Removing columns with dh.dropCols()

dh.dropCols allows you to remove columns from a dataframe. The argument "type" allows you to specify whether to remove or to keep the provided variables. For example, we can remove the column "mat_ed":

dh.dropCols(
  df = "data", 
  vars = "mat_ed", 
  type = "remove")

ds.colnames("data")

Alternatively, we can just to keep certain columns and remove everything else. In this example we keep the columns "sex", "height_m" and "ivf":

dh.dropCols(
  df = "data", 
  vars = c("id", "age", "sex", "weight"), 
  type = "keep")

ds.colnames("data")

Creating strata of a variable with dh.makeStrata()

A common scenario is when you have repeat measurements of a variable, but want to create individual versions of that variable within different age bands.

For example, you may have a dataset with repeat measurments of height between ages 2-18. However, you want to create a new variable which is height between ages 4-6. This is quite a long process in datashield, as it involves creating a number of subsets. It is also necessary to deal with situations where a subject has >1 observation within the specified period.

In the example below, we create two variables for child height measured between (i) ages 4-6 and (ii) ages 7-10. Where children have more than one observation in either window, we opt to take the earliest measurement. This behaviour is controlled by the argument "mult_action". You can also choose to take (i) the latest variable, or (ii) the variable closest to a particular time point. Finally, within each band we choose to take values >= to the lowest band, and < the highest band. This behaviour is controlled by the argument "band_action". See ?dh.makeStrata for more information on the available arguments.

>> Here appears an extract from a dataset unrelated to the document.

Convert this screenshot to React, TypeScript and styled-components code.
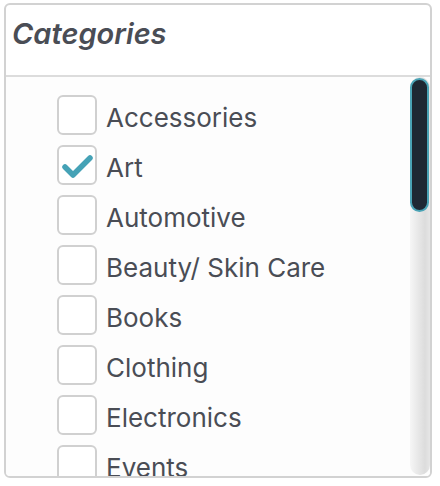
import React, { useState } from 'react';
import styled, { createGlobalStyle } from 'styled-components';

const Global = createGlobalStyle`
  html, body {
    margin: 0;
    padding: 0;
    background: #ffffff;
  }
  body {
    font-family: Inter, "Liberation Sans", sans-serif;
  }
`;

const Panel = styled.div`
  box-sizing: border-box;
  margin: 3px 0 0 4px;
  width: 428px;
  height: 475px;
  border: 2px solid #d2d2d2;
  border-radius: 6px;
  display: flex;
  flex-direction: column;
  overflow: hidden;
  background: #fff;
`;

const Header = styled.div`
  height: 72px;
  flex-shrink: 0;
  border-bottom: 2px solid #dcdcdc;
  padding: 12px 0 0 6px;
  box-sizing: border-box;
`;

const Title = styled.h2`
  margin: 0;
  font-size: 29px;
  font-weight: 600;
  font-style: italic;
  color: #4a4d55;
  line-height: 34px;
`;

const Body = styled.div`
  position: relative;
  flex: 1;
  min-height: 0;
`;

const List = styled.div`
  height: 100%;
  box-sizing: border-box;
  overflow-y: scroll;
  scrollbar-width: none;
  background: #fdfdfd;
  padding: 18px 0 10px 51px;
  display: flex;
  flex-direction: column;
  gap: 10px;

  &::-webkit-scrollbar {
    display: none;
  }
`;

const Track = styled.div`
  position: absolute;
  top: 0;
  right: 0;
  bottom: 1px;
  width: 20px;
  border-radius: 10px;
  background: linear-gradient(to right, #f6f6f6, #dcdcdc 75%, #e6e6e6);
`;

const Thumb = styled.div`
  position: absolute;
  left: 0;
  right: 1px;
  box-sizing: border-box;
  background: #1e2833;
  border: 2px solid #4aa3b5;
  border-radius: 10px;
`;

const Row = styled.label`
  display: flex;
  align-items: center;
  gap: 9px;
  height: 40px;
  flex-shrink: 0;
  cursor: pointer;
`;

const Box = styled.span`
  box-sizing: border-box;
  width: 40px;
  height: 40px;
  border: 2px solid #d0d0d0;
  border-radius: 6px;
  background: #fff;
  display: flex;
  align-items: center;
  justify-content: center;
  flex-shrink: 0;
`;

const Label = styled.span`
  font-size: 26px;
  color: #4a4d55;
  line-height: 30px;
  padding-top: 5px;
`;

const categories = [
  'Accessories', 'Art', 'Automotive', 'Beauty/ Skin Care', 'Books', 'Clothing',
  'Electronics', 'Events', 'Food & Drink', 'Furniture', 'Games', 'Health',
  'Home & Garden', 'Jewelry', 'Kids', 'Music', 'Office Supplies', 'Outdoors',
  'Pets', 'Photography', 'Sports', 'Tools', 'Toys', 'Travel',
];

const Check = () => (
  <svg width="34" height="34" viewBox="0 0 34 34">
    <polyline points="5,19 13,27 30,10" fill="none" stroke="#45a2b6" strokeWidth="5.5" strokeLinecap="round" strokeLinejoin="round" />
  </svg>
);

export default function App() {
  const [checked, setChecked] = useState<string[]>(['Art']);

  const toggle = (c: string) => {
    setChecked(curr => curr.includes(c) ? curr.filter(x => x !== c) : [...curr, c]);
  };

  return (
    <>
      <Global />
      <Panel>
        <Header>
          <Title>Categories</Title>
        </Header>
        <Body>
          <List>
            {categories.map(c => (
              <Row key={c} onClick={() => toggle(c)}>
                <Box>{checked.includes(c) && <Check />}</Box>
                <Label>{c}</Label>
              </Row>
            ))}
          </List>
          <Track>
            <Thumb style={{ top: 1, height: 134 }} />
          </Track>
        </Body>
      </Panel>
    </>
  );
}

In this example it runs quite quickly, however if you are using many cohorts with large datasets it can take a considerable amount of time (30 - 60 min).

dh.makeStrata(
  df = "data",
  var_to_subset = "weight",
  age_var = "age", 
  bands = c(4, 6, 7, 10), 
  mult_action = "earliest",
  band_action = "ge_l", 
  id_var = "id", 
  new_obj = "height_data")

ds.colnames("height_data")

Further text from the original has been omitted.